WHAT THE TASK REQUIRES: Copy each line that contains the string "this".

SUPPLIED DATA:
▼
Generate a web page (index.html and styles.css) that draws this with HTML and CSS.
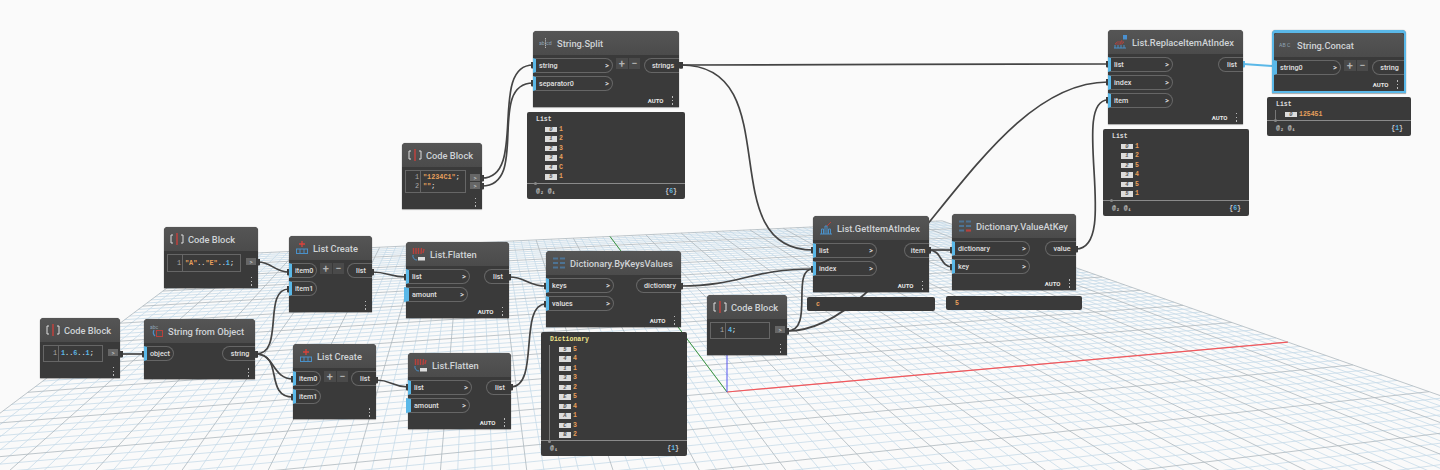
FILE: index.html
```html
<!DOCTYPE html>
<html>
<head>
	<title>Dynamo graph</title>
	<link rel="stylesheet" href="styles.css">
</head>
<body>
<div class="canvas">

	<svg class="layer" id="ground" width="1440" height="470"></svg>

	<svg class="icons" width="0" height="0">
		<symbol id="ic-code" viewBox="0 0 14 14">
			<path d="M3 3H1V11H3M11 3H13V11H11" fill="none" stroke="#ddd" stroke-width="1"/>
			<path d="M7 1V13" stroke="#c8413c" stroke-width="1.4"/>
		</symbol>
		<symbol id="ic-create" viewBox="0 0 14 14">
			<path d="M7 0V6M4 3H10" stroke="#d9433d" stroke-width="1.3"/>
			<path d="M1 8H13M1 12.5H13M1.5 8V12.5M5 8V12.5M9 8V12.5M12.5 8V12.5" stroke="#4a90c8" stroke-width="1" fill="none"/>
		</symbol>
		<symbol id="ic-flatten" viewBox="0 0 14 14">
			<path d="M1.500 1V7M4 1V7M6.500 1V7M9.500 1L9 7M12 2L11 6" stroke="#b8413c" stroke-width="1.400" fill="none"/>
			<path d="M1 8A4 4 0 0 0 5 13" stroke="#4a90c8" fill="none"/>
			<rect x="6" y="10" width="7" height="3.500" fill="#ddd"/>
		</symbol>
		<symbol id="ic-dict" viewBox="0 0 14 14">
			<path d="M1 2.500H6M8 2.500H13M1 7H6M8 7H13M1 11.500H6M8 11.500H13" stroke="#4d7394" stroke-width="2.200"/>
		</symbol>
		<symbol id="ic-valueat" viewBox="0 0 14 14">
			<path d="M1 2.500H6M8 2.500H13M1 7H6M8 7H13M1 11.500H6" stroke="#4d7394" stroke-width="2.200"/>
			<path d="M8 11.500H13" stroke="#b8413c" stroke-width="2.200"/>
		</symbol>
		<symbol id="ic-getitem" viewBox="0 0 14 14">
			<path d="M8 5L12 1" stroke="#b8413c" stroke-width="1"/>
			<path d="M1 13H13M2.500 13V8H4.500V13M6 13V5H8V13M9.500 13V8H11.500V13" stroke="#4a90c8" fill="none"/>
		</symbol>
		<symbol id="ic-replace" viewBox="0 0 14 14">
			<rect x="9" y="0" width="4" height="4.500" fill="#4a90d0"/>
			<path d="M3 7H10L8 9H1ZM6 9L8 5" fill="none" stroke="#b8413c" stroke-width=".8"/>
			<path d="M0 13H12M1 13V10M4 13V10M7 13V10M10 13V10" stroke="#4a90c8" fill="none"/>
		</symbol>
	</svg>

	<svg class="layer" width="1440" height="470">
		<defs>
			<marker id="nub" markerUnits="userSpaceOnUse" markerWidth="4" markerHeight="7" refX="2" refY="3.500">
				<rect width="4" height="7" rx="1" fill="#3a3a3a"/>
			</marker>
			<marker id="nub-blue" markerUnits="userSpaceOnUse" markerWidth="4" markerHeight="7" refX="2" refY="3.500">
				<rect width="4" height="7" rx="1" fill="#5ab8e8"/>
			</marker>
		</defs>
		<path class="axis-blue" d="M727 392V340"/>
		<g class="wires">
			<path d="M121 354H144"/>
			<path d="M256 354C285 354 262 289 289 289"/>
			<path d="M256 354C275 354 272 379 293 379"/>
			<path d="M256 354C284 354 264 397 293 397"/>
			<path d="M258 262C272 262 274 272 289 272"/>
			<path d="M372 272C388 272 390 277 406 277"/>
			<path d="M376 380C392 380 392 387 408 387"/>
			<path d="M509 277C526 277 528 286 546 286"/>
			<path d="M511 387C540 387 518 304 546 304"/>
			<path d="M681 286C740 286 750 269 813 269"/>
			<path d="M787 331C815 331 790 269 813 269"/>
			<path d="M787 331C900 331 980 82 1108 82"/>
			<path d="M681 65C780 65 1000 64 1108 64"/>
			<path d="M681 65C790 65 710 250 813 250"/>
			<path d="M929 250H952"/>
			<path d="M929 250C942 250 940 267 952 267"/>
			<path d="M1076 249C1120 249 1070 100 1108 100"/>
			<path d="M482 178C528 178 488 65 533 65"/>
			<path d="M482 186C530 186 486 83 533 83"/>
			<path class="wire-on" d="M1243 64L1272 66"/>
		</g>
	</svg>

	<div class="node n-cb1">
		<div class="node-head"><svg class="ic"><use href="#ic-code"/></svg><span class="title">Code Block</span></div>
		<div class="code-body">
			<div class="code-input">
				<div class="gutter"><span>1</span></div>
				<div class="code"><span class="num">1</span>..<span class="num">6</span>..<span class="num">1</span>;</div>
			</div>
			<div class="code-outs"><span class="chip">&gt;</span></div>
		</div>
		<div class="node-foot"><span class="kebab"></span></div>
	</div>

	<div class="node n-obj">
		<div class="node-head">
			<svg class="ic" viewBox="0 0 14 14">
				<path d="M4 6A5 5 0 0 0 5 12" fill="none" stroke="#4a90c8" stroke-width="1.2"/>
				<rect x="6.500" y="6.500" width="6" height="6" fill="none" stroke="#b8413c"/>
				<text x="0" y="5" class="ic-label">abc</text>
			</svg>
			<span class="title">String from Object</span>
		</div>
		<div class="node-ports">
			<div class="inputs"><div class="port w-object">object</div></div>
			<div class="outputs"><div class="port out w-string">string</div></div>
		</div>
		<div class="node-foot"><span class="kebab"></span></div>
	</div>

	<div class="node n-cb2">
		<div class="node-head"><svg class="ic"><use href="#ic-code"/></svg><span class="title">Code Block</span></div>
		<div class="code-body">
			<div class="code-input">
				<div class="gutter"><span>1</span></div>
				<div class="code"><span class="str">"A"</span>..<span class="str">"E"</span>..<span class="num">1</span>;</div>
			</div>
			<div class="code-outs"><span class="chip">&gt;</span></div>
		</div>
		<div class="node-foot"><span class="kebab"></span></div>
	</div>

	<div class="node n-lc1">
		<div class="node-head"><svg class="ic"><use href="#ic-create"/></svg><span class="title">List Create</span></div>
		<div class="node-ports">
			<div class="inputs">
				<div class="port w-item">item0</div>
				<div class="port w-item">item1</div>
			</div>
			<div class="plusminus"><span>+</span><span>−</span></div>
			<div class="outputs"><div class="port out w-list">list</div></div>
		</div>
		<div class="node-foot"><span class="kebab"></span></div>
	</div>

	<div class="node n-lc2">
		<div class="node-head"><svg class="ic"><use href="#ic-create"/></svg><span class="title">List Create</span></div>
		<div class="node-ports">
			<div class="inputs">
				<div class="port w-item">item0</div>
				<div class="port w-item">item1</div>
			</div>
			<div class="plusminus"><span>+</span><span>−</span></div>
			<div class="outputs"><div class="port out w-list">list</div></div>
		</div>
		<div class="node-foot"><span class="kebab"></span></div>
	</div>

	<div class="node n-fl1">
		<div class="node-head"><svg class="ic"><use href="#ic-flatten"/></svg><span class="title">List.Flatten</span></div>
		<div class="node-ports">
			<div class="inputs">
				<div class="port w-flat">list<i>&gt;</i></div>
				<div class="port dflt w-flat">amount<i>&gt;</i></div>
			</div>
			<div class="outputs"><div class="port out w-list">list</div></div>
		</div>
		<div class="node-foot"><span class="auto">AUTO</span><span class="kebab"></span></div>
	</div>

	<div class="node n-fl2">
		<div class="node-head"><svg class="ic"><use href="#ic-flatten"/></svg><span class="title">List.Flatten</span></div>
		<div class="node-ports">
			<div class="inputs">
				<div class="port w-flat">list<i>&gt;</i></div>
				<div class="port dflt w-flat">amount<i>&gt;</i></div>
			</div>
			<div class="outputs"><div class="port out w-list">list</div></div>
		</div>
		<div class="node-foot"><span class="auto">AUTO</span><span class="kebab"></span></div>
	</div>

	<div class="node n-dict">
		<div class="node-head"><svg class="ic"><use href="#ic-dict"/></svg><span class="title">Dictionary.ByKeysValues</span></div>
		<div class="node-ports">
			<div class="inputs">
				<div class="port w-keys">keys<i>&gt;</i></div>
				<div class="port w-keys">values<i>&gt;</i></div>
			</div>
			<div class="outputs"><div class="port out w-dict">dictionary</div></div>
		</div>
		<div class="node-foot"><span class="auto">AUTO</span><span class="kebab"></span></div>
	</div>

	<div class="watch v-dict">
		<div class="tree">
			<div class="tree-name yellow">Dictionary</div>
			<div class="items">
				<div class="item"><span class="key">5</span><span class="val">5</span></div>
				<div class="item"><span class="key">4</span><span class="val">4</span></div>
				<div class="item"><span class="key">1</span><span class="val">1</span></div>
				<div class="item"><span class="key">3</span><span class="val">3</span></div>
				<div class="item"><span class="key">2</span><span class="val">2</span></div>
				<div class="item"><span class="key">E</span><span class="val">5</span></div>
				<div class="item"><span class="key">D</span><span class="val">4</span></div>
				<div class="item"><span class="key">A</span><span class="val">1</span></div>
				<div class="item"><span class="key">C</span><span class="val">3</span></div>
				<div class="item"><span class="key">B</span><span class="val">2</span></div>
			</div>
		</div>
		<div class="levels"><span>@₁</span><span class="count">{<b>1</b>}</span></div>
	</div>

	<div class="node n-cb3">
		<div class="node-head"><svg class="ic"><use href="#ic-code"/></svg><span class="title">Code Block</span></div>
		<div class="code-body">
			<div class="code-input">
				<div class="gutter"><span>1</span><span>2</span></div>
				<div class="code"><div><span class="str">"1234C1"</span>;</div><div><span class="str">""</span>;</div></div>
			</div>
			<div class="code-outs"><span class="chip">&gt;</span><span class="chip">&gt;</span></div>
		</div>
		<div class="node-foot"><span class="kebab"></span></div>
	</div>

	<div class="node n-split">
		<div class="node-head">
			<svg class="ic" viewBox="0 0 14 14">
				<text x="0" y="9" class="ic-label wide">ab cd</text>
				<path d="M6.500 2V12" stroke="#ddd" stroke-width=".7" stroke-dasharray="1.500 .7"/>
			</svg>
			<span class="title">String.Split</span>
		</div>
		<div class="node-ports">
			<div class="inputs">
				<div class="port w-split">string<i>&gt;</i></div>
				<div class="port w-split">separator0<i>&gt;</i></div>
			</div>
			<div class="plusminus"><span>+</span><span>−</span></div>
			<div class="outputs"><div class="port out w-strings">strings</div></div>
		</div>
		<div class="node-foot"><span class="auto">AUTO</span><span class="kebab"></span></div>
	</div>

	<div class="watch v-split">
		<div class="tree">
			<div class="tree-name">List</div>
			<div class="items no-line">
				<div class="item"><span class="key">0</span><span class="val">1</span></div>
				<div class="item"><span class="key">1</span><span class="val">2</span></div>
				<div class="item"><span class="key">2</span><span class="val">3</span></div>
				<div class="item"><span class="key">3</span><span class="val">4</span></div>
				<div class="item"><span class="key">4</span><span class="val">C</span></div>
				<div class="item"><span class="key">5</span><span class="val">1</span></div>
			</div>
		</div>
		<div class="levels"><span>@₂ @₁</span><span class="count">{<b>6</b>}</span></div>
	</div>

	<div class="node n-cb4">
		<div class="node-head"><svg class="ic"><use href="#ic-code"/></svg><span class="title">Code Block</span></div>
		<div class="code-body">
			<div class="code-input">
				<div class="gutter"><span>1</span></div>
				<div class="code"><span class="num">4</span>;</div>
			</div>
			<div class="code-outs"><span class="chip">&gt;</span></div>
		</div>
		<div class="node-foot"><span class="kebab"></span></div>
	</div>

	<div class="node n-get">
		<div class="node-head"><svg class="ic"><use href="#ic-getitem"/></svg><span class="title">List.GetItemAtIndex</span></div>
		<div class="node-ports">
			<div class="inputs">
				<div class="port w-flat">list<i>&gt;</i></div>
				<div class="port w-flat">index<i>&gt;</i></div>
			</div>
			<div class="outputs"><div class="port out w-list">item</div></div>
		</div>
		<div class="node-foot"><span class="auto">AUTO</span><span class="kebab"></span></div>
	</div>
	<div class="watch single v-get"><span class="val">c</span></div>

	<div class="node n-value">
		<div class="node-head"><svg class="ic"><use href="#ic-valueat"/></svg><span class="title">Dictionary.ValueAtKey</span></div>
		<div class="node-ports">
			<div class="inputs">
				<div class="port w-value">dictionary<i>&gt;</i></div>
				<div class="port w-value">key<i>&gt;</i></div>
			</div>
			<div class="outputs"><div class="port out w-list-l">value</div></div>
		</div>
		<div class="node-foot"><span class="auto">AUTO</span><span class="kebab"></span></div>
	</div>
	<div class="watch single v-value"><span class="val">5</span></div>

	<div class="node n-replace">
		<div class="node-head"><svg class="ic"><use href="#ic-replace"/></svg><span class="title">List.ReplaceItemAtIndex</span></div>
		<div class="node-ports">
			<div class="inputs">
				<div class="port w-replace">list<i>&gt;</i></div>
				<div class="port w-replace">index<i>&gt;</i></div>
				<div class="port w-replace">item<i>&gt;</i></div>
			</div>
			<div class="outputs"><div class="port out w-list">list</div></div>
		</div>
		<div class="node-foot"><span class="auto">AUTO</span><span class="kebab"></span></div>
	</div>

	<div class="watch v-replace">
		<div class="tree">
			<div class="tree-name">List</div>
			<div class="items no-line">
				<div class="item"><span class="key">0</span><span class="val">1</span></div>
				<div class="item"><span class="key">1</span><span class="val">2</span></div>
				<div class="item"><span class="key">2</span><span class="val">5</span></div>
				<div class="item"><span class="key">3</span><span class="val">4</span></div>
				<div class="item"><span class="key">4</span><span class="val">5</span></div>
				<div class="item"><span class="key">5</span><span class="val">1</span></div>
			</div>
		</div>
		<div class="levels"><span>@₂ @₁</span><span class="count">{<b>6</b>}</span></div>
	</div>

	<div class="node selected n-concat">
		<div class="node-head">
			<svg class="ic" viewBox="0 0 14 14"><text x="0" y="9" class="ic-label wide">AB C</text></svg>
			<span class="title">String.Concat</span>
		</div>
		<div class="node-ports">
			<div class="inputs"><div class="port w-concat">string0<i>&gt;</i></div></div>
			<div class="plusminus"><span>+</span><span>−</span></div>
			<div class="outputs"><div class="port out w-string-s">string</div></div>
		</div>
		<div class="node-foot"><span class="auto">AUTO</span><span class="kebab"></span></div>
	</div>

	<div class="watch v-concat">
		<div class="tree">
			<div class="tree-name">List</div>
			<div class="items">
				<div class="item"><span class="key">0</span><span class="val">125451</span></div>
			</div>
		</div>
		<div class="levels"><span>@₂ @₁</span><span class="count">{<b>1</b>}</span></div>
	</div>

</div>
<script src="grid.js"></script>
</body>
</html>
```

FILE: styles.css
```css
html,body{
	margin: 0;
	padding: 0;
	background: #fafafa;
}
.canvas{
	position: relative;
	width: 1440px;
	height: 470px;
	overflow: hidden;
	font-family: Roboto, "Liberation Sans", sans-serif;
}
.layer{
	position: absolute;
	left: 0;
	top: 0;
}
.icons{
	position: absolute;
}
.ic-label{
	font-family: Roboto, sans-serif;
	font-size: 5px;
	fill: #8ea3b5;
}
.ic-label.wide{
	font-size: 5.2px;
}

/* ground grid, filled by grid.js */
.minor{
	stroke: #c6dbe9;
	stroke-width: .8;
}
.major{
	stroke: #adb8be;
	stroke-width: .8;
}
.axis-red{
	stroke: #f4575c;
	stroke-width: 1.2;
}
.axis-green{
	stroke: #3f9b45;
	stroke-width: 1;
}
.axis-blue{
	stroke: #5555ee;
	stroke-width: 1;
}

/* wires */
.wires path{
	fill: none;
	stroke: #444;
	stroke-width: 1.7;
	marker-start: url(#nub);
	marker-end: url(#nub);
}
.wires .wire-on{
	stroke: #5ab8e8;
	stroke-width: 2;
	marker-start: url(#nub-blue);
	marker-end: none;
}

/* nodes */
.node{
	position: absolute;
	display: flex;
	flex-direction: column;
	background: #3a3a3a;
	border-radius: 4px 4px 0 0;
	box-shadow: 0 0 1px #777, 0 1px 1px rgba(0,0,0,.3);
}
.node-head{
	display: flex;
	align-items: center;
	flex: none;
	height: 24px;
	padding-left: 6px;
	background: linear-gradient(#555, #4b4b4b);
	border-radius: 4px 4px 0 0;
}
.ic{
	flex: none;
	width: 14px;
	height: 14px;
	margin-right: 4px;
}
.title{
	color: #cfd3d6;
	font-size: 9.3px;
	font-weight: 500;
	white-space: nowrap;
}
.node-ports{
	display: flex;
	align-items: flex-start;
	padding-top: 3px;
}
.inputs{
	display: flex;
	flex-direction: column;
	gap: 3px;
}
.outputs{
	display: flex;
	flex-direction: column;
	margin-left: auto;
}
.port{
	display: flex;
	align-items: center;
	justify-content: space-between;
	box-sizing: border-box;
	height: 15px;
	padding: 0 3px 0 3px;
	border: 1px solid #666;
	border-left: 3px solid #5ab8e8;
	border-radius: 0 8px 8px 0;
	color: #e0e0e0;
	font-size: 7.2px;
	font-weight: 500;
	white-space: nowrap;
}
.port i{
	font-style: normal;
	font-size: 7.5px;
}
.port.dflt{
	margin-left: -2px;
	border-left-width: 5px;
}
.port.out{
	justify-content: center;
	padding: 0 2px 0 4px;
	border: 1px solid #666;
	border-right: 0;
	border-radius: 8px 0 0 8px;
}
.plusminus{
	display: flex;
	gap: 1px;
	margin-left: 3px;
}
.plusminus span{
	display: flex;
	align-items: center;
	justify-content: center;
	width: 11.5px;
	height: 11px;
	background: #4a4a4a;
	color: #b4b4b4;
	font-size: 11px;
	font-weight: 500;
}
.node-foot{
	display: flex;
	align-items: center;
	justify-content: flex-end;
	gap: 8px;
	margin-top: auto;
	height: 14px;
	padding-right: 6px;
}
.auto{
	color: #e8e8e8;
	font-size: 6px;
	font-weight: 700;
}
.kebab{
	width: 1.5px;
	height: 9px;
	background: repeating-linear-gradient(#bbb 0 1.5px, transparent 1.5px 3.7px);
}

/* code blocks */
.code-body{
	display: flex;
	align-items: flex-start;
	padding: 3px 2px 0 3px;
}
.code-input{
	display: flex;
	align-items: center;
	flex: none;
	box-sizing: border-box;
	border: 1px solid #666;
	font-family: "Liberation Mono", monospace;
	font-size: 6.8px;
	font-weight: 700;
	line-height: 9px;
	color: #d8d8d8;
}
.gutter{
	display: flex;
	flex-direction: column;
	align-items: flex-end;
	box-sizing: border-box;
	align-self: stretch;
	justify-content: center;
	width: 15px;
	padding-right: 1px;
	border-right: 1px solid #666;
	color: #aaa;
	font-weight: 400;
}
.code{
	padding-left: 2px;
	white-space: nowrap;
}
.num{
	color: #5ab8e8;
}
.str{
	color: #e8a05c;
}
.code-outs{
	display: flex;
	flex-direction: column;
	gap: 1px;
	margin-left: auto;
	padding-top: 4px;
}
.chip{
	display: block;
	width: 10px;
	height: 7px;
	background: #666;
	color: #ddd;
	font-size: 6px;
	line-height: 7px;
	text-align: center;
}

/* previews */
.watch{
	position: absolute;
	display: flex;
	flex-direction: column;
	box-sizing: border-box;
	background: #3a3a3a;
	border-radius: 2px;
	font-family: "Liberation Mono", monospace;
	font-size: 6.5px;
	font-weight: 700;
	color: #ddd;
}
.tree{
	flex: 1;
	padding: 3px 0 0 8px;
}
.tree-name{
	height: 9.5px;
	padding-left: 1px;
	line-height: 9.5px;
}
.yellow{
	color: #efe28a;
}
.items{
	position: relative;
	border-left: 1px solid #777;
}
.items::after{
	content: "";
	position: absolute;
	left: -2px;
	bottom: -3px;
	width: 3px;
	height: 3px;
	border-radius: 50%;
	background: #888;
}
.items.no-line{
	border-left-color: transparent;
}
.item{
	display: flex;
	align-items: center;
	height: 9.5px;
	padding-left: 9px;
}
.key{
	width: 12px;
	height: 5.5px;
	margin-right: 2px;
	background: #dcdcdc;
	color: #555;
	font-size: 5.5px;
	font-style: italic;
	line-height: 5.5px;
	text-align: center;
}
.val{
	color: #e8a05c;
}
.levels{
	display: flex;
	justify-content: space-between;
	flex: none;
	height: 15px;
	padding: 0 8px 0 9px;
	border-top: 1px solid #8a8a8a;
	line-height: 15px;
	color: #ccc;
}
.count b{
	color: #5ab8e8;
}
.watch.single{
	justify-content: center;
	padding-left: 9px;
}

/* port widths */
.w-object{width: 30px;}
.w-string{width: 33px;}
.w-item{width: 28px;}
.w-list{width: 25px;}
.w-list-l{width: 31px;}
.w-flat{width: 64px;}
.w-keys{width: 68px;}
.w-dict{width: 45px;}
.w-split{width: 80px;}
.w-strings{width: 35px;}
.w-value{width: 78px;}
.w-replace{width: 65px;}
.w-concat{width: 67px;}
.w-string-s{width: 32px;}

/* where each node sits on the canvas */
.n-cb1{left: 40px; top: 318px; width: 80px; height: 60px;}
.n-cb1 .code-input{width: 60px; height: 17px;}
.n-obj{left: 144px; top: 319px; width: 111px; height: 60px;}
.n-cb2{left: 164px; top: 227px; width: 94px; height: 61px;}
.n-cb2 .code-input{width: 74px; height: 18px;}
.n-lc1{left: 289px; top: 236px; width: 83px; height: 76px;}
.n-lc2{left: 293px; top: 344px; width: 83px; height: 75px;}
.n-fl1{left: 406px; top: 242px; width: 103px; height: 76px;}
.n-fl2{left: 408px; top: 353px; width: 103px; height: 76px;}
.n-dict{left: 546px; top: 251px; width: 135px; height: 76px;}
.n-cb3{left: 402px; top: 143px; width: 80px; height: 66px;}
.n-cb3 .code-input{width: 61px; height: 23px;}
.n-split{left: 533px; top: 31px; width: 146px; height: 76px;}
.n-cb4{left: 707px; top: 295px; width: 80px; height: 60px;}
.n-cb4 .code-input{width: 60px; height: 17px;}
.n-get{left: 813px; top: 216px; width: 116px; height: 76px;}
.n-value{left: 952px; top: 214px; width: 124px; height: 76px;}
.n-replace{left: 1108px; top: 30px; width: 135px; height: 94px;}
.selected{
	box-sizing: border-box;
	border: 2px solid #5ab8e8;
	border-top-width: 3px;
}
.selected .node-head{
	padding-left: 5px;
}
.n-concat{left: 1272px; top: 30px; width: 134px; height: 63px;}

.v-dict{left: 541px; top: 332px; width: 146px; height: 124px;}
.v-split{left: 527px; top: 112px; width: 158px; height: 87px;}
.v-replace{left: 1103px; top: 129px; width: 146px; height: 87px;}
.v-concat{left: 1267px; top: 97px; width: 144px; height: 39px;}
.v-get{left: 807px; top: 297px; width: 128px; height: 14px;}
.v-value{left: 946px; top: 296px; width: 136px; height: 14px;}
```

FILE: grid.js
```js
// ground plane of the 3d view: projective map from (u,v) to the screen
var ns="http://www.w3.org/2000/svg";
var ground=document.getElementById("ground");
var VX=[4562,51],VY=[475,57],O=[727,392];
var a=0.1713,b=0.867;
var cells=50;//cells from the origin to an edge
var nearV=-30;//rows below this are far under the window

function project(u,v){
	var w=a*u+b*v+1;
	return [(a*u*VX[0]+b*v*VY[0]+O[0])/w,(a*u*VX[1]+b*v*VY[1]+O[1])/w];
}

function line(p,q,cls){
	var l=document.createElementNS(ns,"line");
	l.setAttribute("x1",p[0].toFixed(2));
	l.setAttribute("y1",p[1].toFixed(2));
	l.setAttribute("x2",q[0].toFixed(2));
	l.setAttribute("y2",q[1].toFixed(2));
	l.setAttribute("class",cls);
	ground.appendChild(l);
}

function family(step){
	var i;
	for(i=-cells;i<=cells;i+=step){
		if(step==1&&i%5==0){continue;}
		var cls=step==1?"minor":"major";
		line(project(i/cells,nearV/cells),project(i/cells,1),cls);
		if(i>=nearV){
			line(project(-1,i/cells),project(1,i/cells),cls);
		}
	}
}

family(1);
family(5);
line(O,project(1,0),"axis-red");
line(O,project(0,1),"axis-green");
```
▲
ANSWER TO THE EXERCISE:
Generate a web page (index.html and styles.css) that draws this with HTML and CSS.
var nearV=-30;//rows below this are far under the window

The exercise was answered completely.